“We All Count”- the Annual San Diego Homeless Tally in Ocean Beach

by on January 30, 2012 · 3 comments

in Civil Rights, Economy, Homelessness, Ocean Beach

At 4am, on Friday morning January 27th, hundreds of volunteers left dozens of deployment centers throughout San Diego to count homeless people. Called, “We All Count,” this annual enumeration of homeless people in San Diego is run by the San Diego Regional Task Force on the Homeless.

The US Department of Housing and Urban Development (HUD) has mandated that beginning in 2005, agencies receiving HUD funding needed to count the homeless people in their cities on a bi-annual basis. One of the goals of this point in time count is to provide a snap shot of homelessness during the last week of January every two years. The results of this count are used to justify the funds being sent to the recipient agencies to help homeless people within their cities.

I and a homeless friend, were two of these enumerators. We drove up and down designated streets and alleys of Ocean Beach counting homeless individuals and vehicles potentially housing individuals. The third category we could have counted were “hand-built structures,” but we did not see any during our drive.

During our over two-hour drive in Ocean Beach, we counted over 60 homeless individuals and 100 vehicles which were potentially housing individuals. Although the count may sound very dry for some of us, I was touched by a number of things we saw. For example, in one alley, we saw a carport where four homeless individuals were sleeping a person-apart from each other. They were sleeping on the cement with apparently no ground cover and no blankets.

Currently, volunteers, including myself and my homeless friend, are conducting surveys of homeless people on behalf of the Regional Task Force on the Homeless. These surveys are intended to ask those people who were homeless on the same morning as the count specific personal information about them, questions about what are their sources of support and why they are homeless. In return for answering the over 100 questions presented to them, the homeless person receives a $10 gift card to Subway. All surveys are intended to be completed with days of the count.
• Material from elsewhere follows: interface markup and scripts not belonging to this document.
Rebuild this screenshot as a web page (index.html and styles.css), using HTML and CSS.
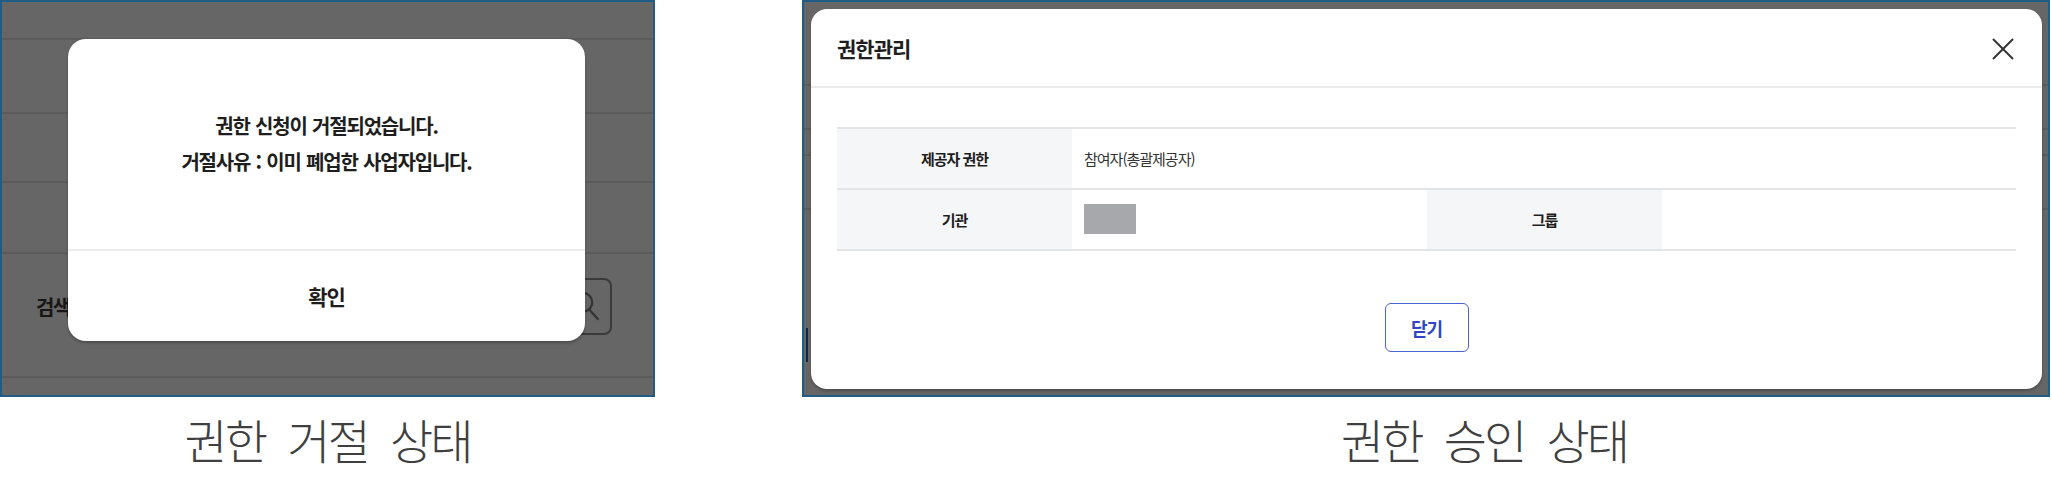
FILE: index.html
```html
<!DOCTYPE html>
<html lang="ko">
<head>
<meta charset="utf-8">
<title>권한 상태</title>
<link rel="stylesheet" href="styles.css">
</head>
<body>
<div class="stage">
  <div class="shots">
    <section class="shot shot-reject">
      <div class="page">
        <div class="pg-row r1"></div>
        <div class="pg-row r2"></div>
        <div class="pg-row r3"></div>
        <div class="pg-row r4"></div>
        <div class="pg-row r5">
          <span class="search-label">검색</span>
          <span class="search-btn">
            <svg viewBox="0 0 60 57" width="60" height="57">
              <circle cx="31" cy="24" r="10" fill="none" stroke="#333" stroke-width="2.4"/>
              <line x1="38" y1="32" x2="47" y2="42" stroke="#333" stroke-width="2.4" stroke-linecap="round"/>
            </svg>
          </span>
        </div>
        <div class="pg-row r6"></div>
      </div>
      <div class="alert">
        <div class="alert-body">
          <p class="alert-line">권한 신청이 거절되었습니다.</p>
          <p class="alert-line">거절사유 : 이미 폐업한 사업자입니다.</p>
        </div>
        <div class="alert-foot">확인</div>
      </div>
    </section>

    <section class="shot shot-approve">
      <div class="page page-right">
        <div class="pg-row q1"></div>
        <div class="pg-row q2"></div>
        <div class="pg-row q3"></div>
        <div class="pg-row q4"></div>
        <div class="pg-row q5"><span class="edge-mark"></span></div>
      </div>
      <div class="modal">
        <div class="modal-head">
          <h2 class="modal-title">권한관리</h2>
          <span class="modal-close">
            <svg viewBox="0 0 24 24" width="24" height="24">
              <line x1="2" y1="2" x2="22" y2="22" stroke="#333" stroke-width="2"/>
              <line x1="22" y1="2" x2="2" y2="22" stroke="#333" stroke-width="2"/>
            </svg>
          </span>
        </div>
        <div class="modal-body">
          <div class="info-table">
            <div class="cell label">제공자 권한</div>
            <div class="cell value span3">참여자(총괄제공자)</div>
            <div class="cell label">기관</div>
            <div class="cell value"><span class="masked"></span></div>
            <div class="cell label">그룹</div>
            <div class="cell value"></div>
          </div>
          <div class="modal-actions">
            <button class="btn-close" type="button">닫기</button>
          </div>
        </div>
      </div>
    </section>
  </div>

  <div class="captions">
    <p class="cap cap-left">권한 거절 상태</p>
    <p class="cap cap-right">권한 승인 상태</p>
  </div>
</div>
</body>
</html>
```

FILE: styles.css
```css
* { box-sizing: border-box; }

html, body {
  margin: 0;
  padding: 0;
  background: #ffffff;
}

body {
  font-family: "Noto Sans CJK KR", "Noto Sans", sans-serif;
  color: #222;
}

.stage {
  width: 2052px;
  height: 488px;
}

.shots {
  display: flex;
  height: 397px;
}

.shot {
  position: relative;
  height: 397px;
  border: 2px solid #1f5d86;
  background: #666666;
  overflow: hidden;
}

.shot-reject { width: 655px; }
.shot-approve { width: 1248px; margin-left: 147px; }

/* dimmed page underneath */
.page {
  display: flex;
  flex-direction: column;
}

.pg-row {
  border-bottom: 2px solid #5b5b5b;
  flex: none;
}

.r1 { height: 38px; }
.r2 { height: 74px; }
.r3 { height: 69px; }
.r4 { height: 71px; }
.r5 {
  height: 124px;
  display: flex;
  align-items: center;
  padding: 0 41px 17px 34px;
}
.r6 { border-bottom: none; }

.search-label {
  font-size: 20px;
  font-weight: 700;
  letter-spacing: -1.5px;
  color: #161616;
}

.search-btn {
  margin-left: auto;
  width: 60px;
  height: 57px;
  border: 2px solid #3a3a3a;
  border-radius: 8px;
  display: flex;
  align-items: center;
  justify-content: center;
}

.search-btn svg { display: block; }

.q1 { height: 84px; }
.q2 { height: 44px; }
.q3 { height: 26px; }
.q4 { height: 54px; }
.q5 { height: 170px; border-bottom: none; position: relative; }

.edge-mark {
  position: absolute;
  left: 2px;
  top: 118px;
  width: 2px;
  height: 34px;
  background: #0d2a44;
}

/* rejection alert */
.alert {
  position: absolute;
  left: 66px;
  top: 37px;
  width: 517px;
  height: 302px;
  background: #ffffff;
  border-radius: 18px;
  box-shadow: 0 2px 3px rgba(0, 0, 0, 0.25);
  display: flex;
  flex-direction: column;
}

.alert-body {
  height: 212px;
  display: flex;
  flex-direction: column;
  align-items: center;
  justify-content: center;
  border-bottom: 2px solid #ececec;
}

.alert-line {
  margin: 0;
  font-size: 20px;
  line-height: 36px;
  font-weight: 700;
  letter-spacing: -1.2px;
  word-spacing: 1px;
  color: #1e1e1e;
}

.alert-foot {
  flex: 1;
  display: flex;
  align-items: center;
  justify-content: center;
  font-size: 21px;
  font-weight: 700;
  letter-spacing: -1px;
  color: #1e1e1e;
}

/* approval modal */
.modal {
  position: absolute;
  left: 7px;
  top: 7px;
  width: 1231px;
  height: 380px;
  background: #ffffff;
  border-radius: 16px;
  box-shadow: 0 2px 3px rgba(0, 0, 0, 0.25);
  display: flex;
  flex-direction: column;
}

.modal-head {
  height: 79px;
  border-bottom: 2px solid #ebebeb;
  display: flex;
  align-items: center;
  padding: 0 27px 0 26px;
}

.modal-title {
  margin: 0;
  font-size: 21px;
  font-weight: 700;
  letter-spacing: -1px;
  color: #1e1e1e;
}

.modal-close {
  margin-left: auto;
  display: flex;
  margin-top: 2px;
}

.modal-close svg { display: block; }

.modal-body {
  padding: 39px 26px 0;
  display: flex;
  flex-direction: column;
}

.info-table {
  display: grid;
  grid-template-columns: 235px 355px 235px 1fr;
  border-top: 2px solid #e3e4e6;
}

.cell {
  height: 61px;
  border-bottom: 2px solid #e3e4e6;
  display: flex;
  align-items: center;
  font-size: 15px;
  letter-spacing: -1px;
}

.cell.label {
  background: #f5f6f8;
  justify-content: center;
  font-weight: 700;
  color: #1e1e1e;
}

.cell.value {
  padding-left: 12px;
  color: #333;
}

.cell.span3 { grid-column: span 3; }

.masked {
  display: block;
  width: 52px;
  height: 30px;
  background: #a7a8ab;
  margin-top: -2px;
}

.modal-actions {
  display: flex;
  justify-content: center;
  padding-top: 52px;
}

.btn-close {
  width: 84px;
  height: 49px;
  border: 1.5px solid #4a62d6;
  border-radius: 6px;
  background: #ffffff;
  font-family: "Noto Sans CJK KR", "Noto Sans", sans-serif;
  font-size: 18px;
  font-weight: 700;
  letter-spacing: -1px;
  color: #2f45c6;
  padding: 0;
}

/* captions */
.captions {
  display: flex;
  margin-top: 12px;
}

.cap {
  margin: 0;
  font-size: 47px;
  line-height: 60px;
  font-weight: 300;
  letter-spacing: -3px;
  word-spacing: 12px;
  color: #3f3f3f;
  text-align: center;
}

.cap-left { width: 655px; }
.cap-right { width: 1248px; margin-left: 147px; padding-left: 116px; }
```
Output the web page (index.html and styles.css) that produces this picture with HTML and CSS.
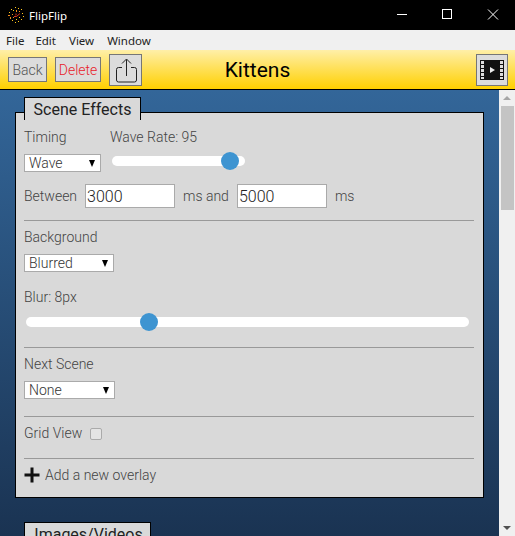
FILE: index.html
```html
<!DOCTYPE html>
<html>
<head lang="en">
    <meta charset="UTF-8">
    <title>FlipFlip</title>
    <link rel="stylesheet" href="styles.css">
</head>
<body>
<div class="titlebar">
    <svg class="app-icon" width="16" height="16" viewBox="0 0 16 16">
        <g fill="#ffc61a">
            <rect x="7" y="0" width="1" height="1"/><rect x="10" y="1" width="1" height="1"/><rect x="3" y="2" width="1" height="1"/>
            <rect x="5" y="3" width="1" height="1"/><rect x="13" y="2" width="1" height="1"/><rect x="14" y="6" width="1" height="1"/>
            <rect x="1" y="5" width="1" height="1"/><rect x="15" y="9" width="1" height="1"/><rect x="13" y="12" width="1" height="1"/>
            <rect x="10" y="14" width="1" height="1"/><rect x="7" y="15" width="1" height="1"/><rect x="8" y="12" width="1" height="1"/>
            <rect x="4" y="13" width="1" height="1"/><rect x="11" y="10" width="1" height="1"/>
        </g>
        <g fill="#f08a1c">
            <rect x="0" y="8" width="2" height="1"/><rect x="2" y="10" width="1" height="2"/><rect x="4" y="7" width="1" height="1"/>
            <rect x="8" y="3" width="1" height="2"/><rect x="11" y="4" width="1" height="1"/><rect x="5" y="10" width="1" height="1"/>
        </g>
        <path d="M6 9.5H8.5L12 6.5M8 6.5V8.5" stroke="#d8321e" stroke-width="1" fill="none"/>
    </svg>
    <span class="app-name">FlipFlip</span>
    <div class="win-controls">
        <svg width="46" height="30" viewBox="0 0 46 30"><path d="M19 14.5H29" stroke="#fff"/></svg>
        <svg width="46" height="30" viewBox="0 0 46 30"><rect x="18.5" y="9.5" width="9" height="9" fill="none" stroke="#fff"/></svg>
        <svg width="46" height="30" viewBox="0 0 46 30"><path d="M18 9.5L28 19.5M28 9.5L18 19.5" stroke="#fff"/></svg>
    </div>
</div>
<ul class="menubar">
    <li>File</li>
    <li>Edit</li>
    <li>View</li>
    <li>Window</li>
</ul>
<div class="header">
    <div class="header-left">
        <button class="btn btn-back">Back</button>
        <button class="btn btn-delete">Delete</button>
        <button class="btn-icon">
            <svg width="26" height="28" viewBox="0 0 26 28" fill="none" stroke="#222" stroke-width="1">
                <path d="M9 11.5H5.5Q3.5 11.5 3.5 13.5V24Q3.5 26 5.5 26H21.5Q23.5 26 23.5 24V13.5Q23.5 11.5 21.5 11.5H18"/>
                <path d="M13.5 20V3.5M9 7.5L13.5 3L18 7.5"/>
            </svg>
        </button>
    </div>
    <h1 class="title">Kittens</h1>
    <button class="btn-icon btn-film">
        <svg width="24" height="20" viewBox="0 0 24 20">
            <rect x="0" y="0" width="24" height="20" fill="#111"/>
            <g fill="#ddd">
                <rect x="1" y="1" width="3" height="3"/><rect x="1" y="5" width="3" height="3"/><rect x="1" y="9" width="3" height="3"/><rect x="1" y="13" width="3" height="3"/><rect x="1" y="17" width="3" height="2"/>
                <rect x="20" y="1" width="3" height="3"/><rect x="20" y="5" width="3" height="3"/><rect x="20" y="9" width="3" height="3"/><rect x="20" y="13" width="3" height="3"/><rect x="20" y="17" width="3" height="2"/>
            </g>
            <path d="M10 7L15 10L10 13Z" fill="#eee"/>
        </svg>
    </button>
</div>
<div class="main">
    <div class="content">
        <div class="tab">Scene Effects</div>
        <div class="panel">
            <div class="section">
                <div class="timing-row">
                    <div class="col col-timing">
                        <div class="label">Timing</div>
                        <div class="select select-wave"><span>Wave</span><i></i></div>
                    </div>
                    <div class="col">
                        <div class="label">Wave Rate: 95</div>
                        <div class="slider slider-wave"><b class="thumb thumb-wave"></b></div>
                    </div>
                </div>
                <div class="between-row">
                    <span class="label">Between</span>
                    <input class="num" type="text" value="3000">
                    <span class="label">ms and</span>
                    <input class="num" type="text" value="5000">
                    <span class="label">ms</span>
                </div>
            </div>
            <div class="section">
                <div class="label">Background</div>
                <div class="select select-bg"><span>Blurred</span><i></i></div>
                <div class="label label-blur">Blur: 8px</div>
                <div class="slider slider-blur"><b class="thumb thumb-blur"></b></div>
            </div>
            <div class="section">
                <div class="label">Next Scene</div>
                <div class="select select-next"><span>None</span><i></i></div>
            </div>
            <div class="section section-grid">
                <span class="label">Grid View</span>
                <span class="check"></span>
            </div>
            <div class="add-row">
                <svg width="16" height="16" viewBox="0 0 16 16"><path d="M8 0.5V15.5M0.5 8H15.5" stroke="#111" stroke-width="3"/></svg>
                <span class="label">Add a new overlay</span>
            </div>
        </div>
        <div class="tab tab-next">Images/Videos</div>
    </div>
    <div class="scrollbar">
        <i class="arrow-up"></i>
        <div class="scroll-track"><div class="scroll-thumb"></div></div>
        <i class="arrow-down"></i>
    </div>
</div>
</body>
</html>
```

FILE: styles.css
```css
* {
    margin: 0;
    padding: 0;
    box-sizing: border-box;
}

html, body {
    height: 100%;
    overflow: hidden;
}

body {
    display: flex;
    flex-direction: column;
    font-family: Roboto, "Liberation Sans", sans-serif;
    font-size: 14px;
    font-weight: 300;
    color: #444;
}

ul {
    list-style: none;
}

.titlebar {
    height: 30px;
    flex: none;
    background: #000;
    color: #fff;
    display: flex;
    align-items: center;
    padding-left: 8px;
    font-family: "Noto Sans", sans-serif;
    font-size: 11.5px;
    font-weight: 400;
}

.app-name {
    margin-left: 5px;
}

.win-controls {
    margin-left: auto;
    display: flex;
    margin-right: -1px;
}

.win-controls svg {
    display: block;
}

.menubar {
    height: 20px;
    flex: none;
    background: #f0f0f0;
    color: #222;
    display: flex;
    align-items: center;
    gap: 13px;
    padding-left: 6px;
    font-family: "Noto Sans", sans-serif;
    font-size: 11.5px;
    font-weight: 400;
}

.menubar li:first-child {
    margin-right: -2px;
}

.header {
    height: 40px;
    flex: none;
    background: linear-gradient(#ffefa8, #ffd000);
    border-bottom: 1px solid #000;
    display: flex;
    align-items: center;
    justify-content: space-between;
    padding: 0 7px 0 8px;
    position: relative;
}

.header-left {
    display: flex;
    align-items: center;
    gap: 8px;
}

.title {
    position: absolute;
    left: 0;
    right: 0;
    text-align: center;
    font-size: 21px;
    font-weight: 400;
    color: #000;
    pointer-events: none;
}

.btn {
    height: 25px;
    background: #dcdcdc;
    border: 1px solid #767676;
    font-family: Roboto, sans-serif;
    font-size: 14px;
    font-weight: 300;
    color: #555;
}

.btn-back {
    width: 39px;
}

.btn-delete {
    width: 46px;
    color: #e8202a;
}

.btn-icon {
    width: 33px;
    height: 32px;
    display: flex;
    align-items: center;
    justify-content: center;
    background: #dcdcdc;
    border: 1px solid #767676;
}

.btn-film {
    width: 32px;
}

.main {
    flex: 1;
    display: flex;
    min-height: 0;
}

.content {
    flex: 1;
    overflow: hidden;
    padding: 7px 15px 0;
    background: linear-gradient(#336699, #1a3352);
}

.tab {
    width: 117px;
    height: 23px;
    margin-left: 9px;
    margin-bottom: -8px;
    position: relative;
    z-index: 1;
    background: #d9d9d9;
    border: 1px solid #000;
    border-bottom: none;
    font-size: 16px;
    font-weight: 400;
    line-height: 23px;
    color: #222;
    text-align: center;
}

.tab-next {
    width: 127px;
    margin-top: 24px;
    padding-left: 2px;
}

.panel {
    width: 469px;
    height: 386px;
    background: #d9d9d9;
    border: 1px solid #000;
    padding: 16px 9px 0 8px;
}

.section {
    border-bottom: 1px solid #999;
}

.label {
    line-height: 16px;
}

.timing-row {
    display: flex;
    gap: 9px;
}

.col-timing {
    width: 77px;
}

.select {
    height: 18px;
    margin-top: 9px;
    background: #fff;
    border: 1px solid #aaa;
    color: #333;
    display: flex;
    align-items: center;
    justify-content: space-between;
    padding: 0 5px 0 4px;
    line-height: 16px;
}

.select i {
    width: 0;
    height: 0;
    border-left: 3.5px solid transparent;
    border-right: 3.5px solid transparent;
    border-top: 7px solid #000;
}

.select-bg {
    width: 90px;
}

.select-next {
    width: 91px;
}

.slider {
    height: 10px;
    background: #fff;
    border-radius: 5px;
    position: relative;
}

.slider-wave {
    width: 133px;
    margin: 11px 0 0 2px;
}

.slider-blur {
    width: 443px;
    margin: 12px 0 0 2px;
}

.thumb {
    position: absolute;
    top: -4px;
    width: 18px;
    height: 18px;
    border-radius: 50%;
    background: #3e94d1;
}

.thumb-wave {
    left: 109px;
}

.thumb-blur {
    left: 114px;
}

.between-row {
    display: flex;
    align-items: center;
    margin-top: 12px;
    padding-bottom: 12px;
}

.between-row .label:first-child {
    width: 61px;
}

.between-row .num + .label {
    margin: 0 8px;
}

.num {
    width: 90px;
    height: 24px;
    border: 1px solid #aaa;
    background: #fff;
    padding: 0 1px;
    font-family: Roboto, sans-serif;
    font-size: 16px;
    font-weight: 300;
    color: #222;
}

.section + .section {
    padding-top: 8px;
}

.section:nth-child(2) {
    height: 127px;
}

.section:nth-child(3) {
    height: 69px;
}

.label-blur {
    margin-top: 17px;
}

.section-grid {
    height: 42px;
    display: flex;
    align-items: center;
    gap: 8px;
    padding: 0 0 9px !important;
}

.check {
    width: 12px;
    height: 12px;
    border: 1px solid #aaa;
    border-radius: 2px;
    background: #e4e4e4;
    margin-top: 1px;
}

.add-row {
    display: flex;
    align-items: center;
    gap: 5px;
    margin-top: 8px;
}

.scrollbar {
    width: 16px;
    flex: none;
    background: #f0f0f0;
    display: flex;
    flex-direction: column;
    align-items: center;
}

.scroll-track {
    flex: 1;
    width: 100%;
    padding: 0 1px 0 2px;
}

.scroll-thumb {
    height: 104px;
    background: #c4c4c4;
}

.arrow-up, .arrow-down {
    flex: none;
    width: 0;
    height: 0;
    border-left: 4px solid transparent;
    border-right: 4px solid transparent;
}

.arrow-up {
    margin: 6px 0 6px;
    border-bottom: 4px solid #a6a6a6;
}

.arrow-down {
    margin: 6px 0 6px;
    border-top: 4px solid #505050;
}
```
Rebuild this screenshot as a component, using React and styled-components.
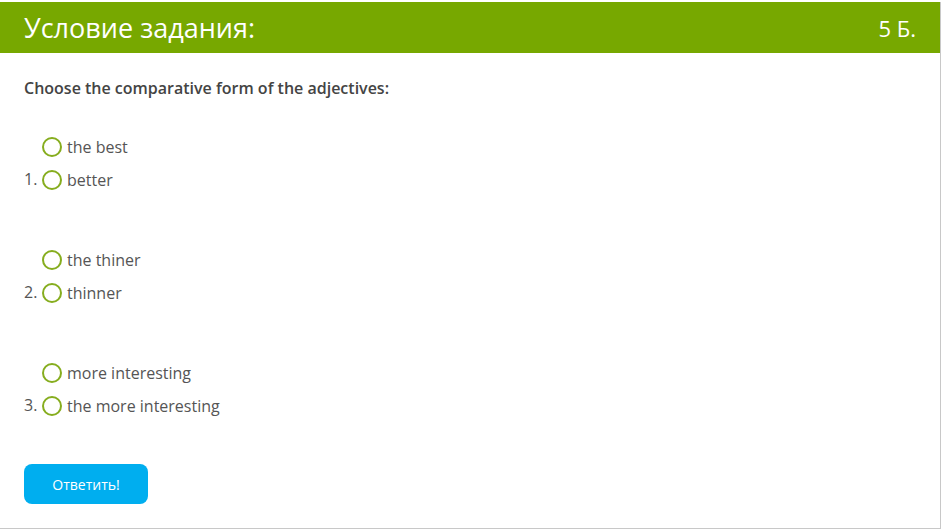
import React from "react";
import styled, { createGlobalStyle } from "styled-components";

const GlobalStyle = createGlobalStyle`
  html, body {
    margin: 0;
    padding: 0;
    background: #fff;
  }
  body {
    font-family: "Open Sans", "Liberation Sans", sans-serif;
  }
`;

const Card = styled.div`
  width: 940px;
  height: 526px;
  margin-top: 2px;
  border-right: 1px solid #c8c8c8;
  border-bottom: 1px solid #c8c8c8;
`;

const Header = styled.div`
  height: 51px;
  background: #77a800;
  color: #fff;
  display: flex;
  align-items: center;
  justify-content: space-between;
  padding: 0 24px;
`;

const Title = styled.h1`
  margin: 0;
  font-size: 27px;
  font-weight: 400;
`;

const Score = styled.span`
  font-size: 22px;
`;

const Body = styled.div`
  padding: 24px 24px 0;
`;

const Question = styled.p`
  margin: 0 0 31px;
  font-size: 16px;
  font-weight: 600;
  color: #444;
  line-height: 22px;
`;

const Item = styled.div`
  display: grid;
  grid-template-columns: 18px 1fr;
  align-items: end;
  margin-bottom: 47px;

  &:last-of-type {
    margin-bottom: 42px;
  }
`;

const Num = styled.span`
  font-size: 16px;
  color: #555;
  line-height: 33px;
`;

const Options = styled.div`
  display: flex;
  flex-direction: column;
`;

const Option = styled.label`
  display: flex;
  align-items: center;
  gap: 5px;
  height: 33px;
  font-size: 16px;
  color: #555;
  cursor: pointer;
`;

const Radio = styled.span`
  width: 16px;
  height: 16px;
  border: 2px solid #86ad1e;
  border-radius: 50%;
  flex-shrink: 0;
`;

const Button = styled.button`
  width: 124px;
  height: 40px;
  border: 0;
  border-radius: 8px;
  background: #00aeef;
  color: #fff;
  font-family: "Open Sans", "Liberation Sans", sans-serif;
  font-size: 14px;
  cursor: pointer;
`;

const questions = [
  ["the best", "better"],
  ["the thiner", "thinner"],
  ["more interesting", "the more interesting"],
];

export default function App() {
  return (
    <>
      <GlobalStyle />
      <Card>
        <Header>
          <Title>Условие задания:</Title>
          <Score>5 Б.</Score>
        </Header>
        <Body>
          <Question>Choose the comparative form of the adjectives:</Question>
          {questions.map((opts, i) => (
            <Item key={i}>
              <Num>{i + 1}.</Num>
              <Options>
                {opts.map((o) => (
                  <Option key={o}>
                    <Radio />
                    {o}
                  </Option>
                ))}
              </Options>
            </Item>
          ))}
          <Button>Ответить!</Button>
        </Body>
      </Card>
    </>
  );
}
Homelessness is a reality that is challenging for me to fathom, especially seeing homelessness close-up, here in America, the land of plenty.

 

{ 3 comments… read them below or add one }

Jennifer Litwak January 30, 2012 at 11:07 am

Thank you Christine for your volunteerism and insightful article!

Reply

Christine Schanes January 30, 2012 at 11:22 am

Jennifer,

Thanks for your comment.

And thank you for your training session so that those of us counting could feel comfortable with our efforts.

Christine

Reply

ragied April 21, 2012 at 7:38 pm

Hi i have couple of questions can you help me if there is any projects building something for the homeless people or getting destriot or kicked out i needed for my school projects thank you.